27/07/2020

Jurisprudência 2020 (39)


Embargos de executado;
causas de pedir incompatíveis*


I. O sumário de RC 30/3/2020 (289/19.18SRE-A.C1é o seguinte:

1. O regime da cumulação de causas de pedir incompatíveis, geradora da ineptidão da petição inicial, opera apenas no âmbito da ação declarativa, não se aplicando à petição de embargos de executado porque, não obstante assumir a natureza de “contra-ação”, tem um perfil e características próprias, dada a estrutura e finalidade da oposição.

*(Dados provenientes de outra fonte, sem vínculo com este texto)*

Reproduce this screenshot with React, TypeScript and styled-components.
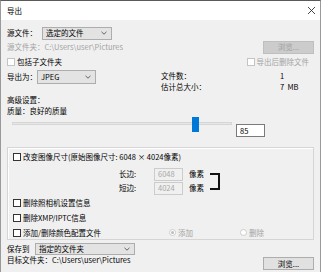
import React from 'react';
import styled, { createGlobalStyle } from 'styled-components';

const Global = createGlobalStyle`
  html, body { margin: 0; padding: 0; background: #f0f0f0; }
  body {
    font-family: "Noto Sans CJK SC", "Noto Sans", sans-serif;
    font-size: 7.5px;
    color: #000000;
  }
`;

const Window = styled.div`
  width: 321px;
  height: 272px;
  box-sizing: border-box;
  overflow: hidden;
  border-top: 1px solid #5a5a5a;
  border-left: 1px solid #9a9a9a;
  border-right: 1px solid #9a9a9a;
  background: #f0f0f0;
  display: flex;
  flex-direction: column;
`;

const TitleBar = styled.div`
  height: 19px;
  flex-shrink: 0;
  background: #ffffff;
  display: flex;
  align-items: center;
  justify-content: space-between;
  padding: 0 4px 0 6px;
`;

const Body = styled.div`
  flex: 1;
  display: flex;
  flex-direction: column;
  padding: 0 6px 0 6px;
`;

const Row = styled.div<{ $h: number; $mt?: number }>`
  height: ${p => p.$h}px;
  margin-top: ${p => p.$mt ?? 0}px;
  display: flex;
  align-items: center;
  flex-shrink: 0;
`;

const Label = styled.span<{ $w?: number; $muted?: boolean }>`
  ${p => (p.$w ? `width: ${p.$w}px; flex-shrink: 0;` : '')}
  color: ${p => (p.$muted ? '#a3a3a3' : '#000000')};
  white-space: nowrap;
  line-height: 10px;
`;

const Select = styled.div<{ $w: number; $h: number }>`
  width: ${p => p.$w}px;
  height: ${p => p.$h}px;
  box-sizing: border-box;
  border: 1px solid #adadad;
  background: #e3e3e3;
  display: flex;
  align-items: center;
  justify-content: space-between;
  padding: 0 4px 0 3px;
  flex-shrink: 0;
  line-height: 10px;
`;

const Button = styled.div<{ $disabled?: boolean }>`
  width: 51px;
  height: 13px;
  box-sizing: border-box;
  border: 1px solid ${p => (p.$disabled ? '#bfbfbf' : '#adadad')};
  background: ${p => (p.$disabled ? '#cccccc' : '#e1e1e1')};
  color: ${p => (p.$disabled ? '#a0a0a0' : '#000000')};
  display: flex;
  align-items: center;
  justify-content: center;
  margin-left: auto;
  flex-shrink: 0;
  line-height: 10px;
`;

const Check = styled.span<{ $light?: boolean }>`
  width: 8px;
  height: 8px;
  box-sizing: border-box;
  border: 1px solid ${p => (p.$light ? '#c4c4c4' : '#333333')};
  background: #ffffff;
  flex-shrink: 0;
  margin-right: 2px;
`;

const CheckItem = styled.div<{ $w?: number; $pushRight?: boolean }>`
  display: flex;
  align-items: center;
  ${p => (p.$w ? `width: ${p.$w}px;` : '')}
  ${p => (p.$pushRight ? 'margin-left: auto; margin-right: 5px;' : '')}
`;

const InfoRow = styled.div`
  height: 24px;
  margin-top: 1px;
  display: flex;
  align-items: flex-start;
  flex-shrink: 0;
`;

const InfoLabel = styled(Label)`
  line-height: 14px;
`;

const InfoGrid = styled.div`
  margin-left: 65px;
  display: grid;
  grid-template-columns: 119px auto;
  grid-auto-rows: 11px;
  align-items: center;
  line-height: 10px;
`;

const Line = styled.div`
  height: 11px;
  line-height: 11px;
  flex-shrink: 0;
  white-space: nowrap;
`;

const SliderRow = styled.div`
  height: 22px;
  display: flex;
  align-items: flex-start;
  flex-shrink: 0;
`;

const Track = styled.div`
  position: relative;
  margin-left: 5px;
  width: 220px;
  height: 16px;
`;

const TrackLine = styled.div`
  position: absolute;
  left: 0;
  right: 0;
  top: 6px;
  height: 3px;
  box-sizing: border-box;
  border: 1px solid #d6d6d6;
  background: #e7e7e7;
`;

const Thumb = styled.div`
  position: absolute;
  top: 1px;
  width: 7px;
  height: 15px;
  background: #0078d7;
`;

const TextBox = styled.div<{ $w: number; $disabled?: boolean }>`
  width: ${p => p.$w}px;
  height: 13px;
  box-sizing: border-box;
  border: 1px solid ${p => (p.$disabled ? '#cccccc' : '#7a7a7a')};
  background: ${p => (p.$disabled ? '#f0f0f0' : '#ffffff')};
  color: ${p => (p.$disabled ? '#a8a8a8' : '#000000')};
  display: flex;
  align-items: center;
  padding-left: 3px;
  flex-shrink: 0;
  line-height: 10px;
`;

const ValueBox = styled(TextBox)`
  margin-left: 4px;
  margin-top: 8px;
`;

const Group = styled.div`
  margin-top: 9px;
  height: 93px;
  box-sizing: border-box;
  border: 1px solid #d5d5d5;
  box-shadow: inset 1px 1px 0 #ffffff;
  padding: 0 5px;
  display: flex;
  flex-direction: column;
  flex-shrink: 0;
`;

const SizeBlock = styled.div`
  margin-top: 2px;
  padding-left: 106px;
  display: flex;
  align-items: center;
  flex-shrink: 0;
`;

const SizeRows = styled.div`
  display: grid;
  grid-template-columns: 29px 29px auto;
  grid-auto-rows: 14px;
  column-gap: 6px;
  align-items: center;
  line-height: 10px;
`;

const SizeLabel = styled.span`
  white-space: nowrap;
  margin-right: -6px;
`;

const Bracket = styled.div`
  margin-left: 6px;
  width: 10px;
  height: 17px;
  box-sizing: border-box;
  border: 2px solid #111111;
  border-left: none;
  flex-shrink: 0;
`;

const RadioItem = styled.div<{ $w?: number }>`
  display: flex;
  align-items: center;
  color: #a3a3a3;
  ${p => (p.$w ? `width: ${p.$w}px;` : '')}
  line-height: 10px;
`;

const Radio = styled.span<{ $on?: boolean }>`
  width: 7px;
  height: 7px;
  box-sizing: border-box;
  border-radius: 50%;
  border: 1px solid #cccccc;
  background: #ffffff;
  margin-right: 2px;
  display: flex;
  align-items: center;
  justify-content: center;
  &::after {
    content: '';
    width: 3px;
    height: 3px;
    border-radius: 50%;
    background: ${p => (p.$on ? '#bcbcbc' : 'transparent')};
  }
`;

const BottomRow = styled.div`
  height: 15px;
  display: flex;
  align-items: flex-start;
  flex-shrink: 0;
`;

const BottomButton = styled(Button)`
  margin-top: 2px;
`;

const Chevron = () => (
  <svg width="6" height="4" viewBox="0 0 6 4">
    <polyline points="0.5,0.8 3,3.2 5.5,0.8" fill="none" stroke="#555" strokeWidth="0.9" />
  </svg>
);

const CloseIcon = () => (
  <svg width="9" height="9" viewBox="0 0 9 9">
    <path d="M1 1 L8 8 M8 1 L1 8" stroke="#333" strokeWidth="0.9" />
  </svg>
);

export default function App() {
  return (
    <>
      <Global />
      <Window>
        <TitleBar>
          <Label>导出</Label>
          <CloseIcon />
        </TitleBar>
        <Body>
          <Row $h={14} $mt={6}>
            <Label $w={35}>源文件：</Label>
            <Select $w={70} $h={13}>
              <span>选定的文件</span>
              <Chevron />
            </Select>
          </Row>
          <Row $h={14}>
            <Label $muted>源文件夹：C:\Users\user\Pictures</Label>
            <Button $disabled>浏览...</Button>
          </Row>
          <Row $h={15}>
            <CheckItem>
              <Check $light />
              <Label>包括子文件夹</Label>
            </CheckItem>
            <CheckItem $pushRight>
              <Check $light />
              <Label $muted>导出后删除文件</Label>
            </CheckItem>
          </Row>
          <InfoRow>
            <InfoLabel $w={30}>导出为：</InfoLabel>
            <Select $w={59} $h={14}>
              <span>JPEG</span>
              <Chevron />
            </Select>
            <InfoGrid>
              <span>文件数：</span>
              <span>1</span>
              <span>估计总大小：</span>
              <span>7&nbsp;&nbsp;MB</span>
            </InfoGrid>
          </InfoRow>
          <Line>高级设置：</Line>
          <Line>质量：良好的质量</Line>
          <SliderRow>
            <Track>
              <TrackLine />
              <Thumb style={{ left: 180 }} />
            </Track>
            <ValueBox $w={29}>85</ValueBox>
          </SliderRow>
          <Group>
            <Row $h={17}>
              <Check />
              <Label>改变图像尺寸(原始图像尺寸: 6048 × 4024像素)</Label>
            </Row>
            <SizeBlock>
              <SizeRows>
                <SizeLabel>长边:</SizeLabel>
                <TextBox $w={29} $disabled>6048</TextBox>
                <Label>像素</Label>
                <SizeLabel>短边:</SizeLabel>
                <TextBox $w={29} $disabled>4024</TextBox>
                <Label>像素</Label>
              </SizeRows>
              <Bracket />
            </SizeBlock>
            <Row $h={14} $mt={1}>
              <Check />
              <Label>删除照相机设置信息</Label>
            </Row>
            <Row $h={14} $mt={1}>
              <Check />
              <Label>删除XMP/IPTC信息</Label>
            </Row>
            <Row $h={13} $mt={1}>
              <CheckItem $w={156}>
                <Check />
                <Label>添加/删除颜色配置文件</Label>
              </CheckItem>
              <RadioItem $w={71}>
                <Radio $on />
                <span>添加</span>
              </RadioItem>
              <RadioItem>
                <Radio />
                <span>删除</span>
              </RadioItem>
            </Row>
          </Group>
          <Row $h={12} $mt={3}>
            <Label $w={28}>保存到</Label>
            <Select $w={100} $h={12}>
              <span>指定的文件夹</span>
              <Chevron />
            </Select>
          </Row>
          <BottomRow>
            <Label>目标文件夹：C:\Users\user\Pictures</Label>
            <BottomButton>浏览...</BottomButton>
          </BottomRow>
        </Body>
      </Window>
    </>
  );
}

2. A petição dos embargos de executado tem formalmente a estrutura e conteúdo de uma petição da ação declarativa, mas no plano material a oposição consubstancia uma reação à pretensão executiva, sendo substancialmente uma contestação. 

3. Os fundamentos de oposição à execução (art.731º CPC) não estão subordinados a nenhuma hierarquia, nem a lei impede a sua cumulação, porque são todos os que possam ser invocados na defesa (sistema não restritivo), não funcionando para essa defesa o regime da incompatibilidade de causas de pedir, além do mais porque o embargante opõe factos impeditivos, modificativos ou extintivos da obrigação exequenda (oposição de mérito). 

4. Não é inepta a petição de embargos de executado na qual o executado alega a falsidade da assinatura do título (aval aposto numa livrança), negando a autoria, e simultaneamente alega a violação do pacto de preenchimento.

II. Na fundamentação do acórdão escreveu-se o seguinte:

"Dado o disposto no art. 731 CPC, porque a execução não se baseia em sentença condenatória, além dos fundamentos de oposição especificados no art.729 CPC, na parte em que sejam aplicáveis, pode invocar-se quaisquer outros que seria lícito deduzirem-se como defesa no processo de declaração.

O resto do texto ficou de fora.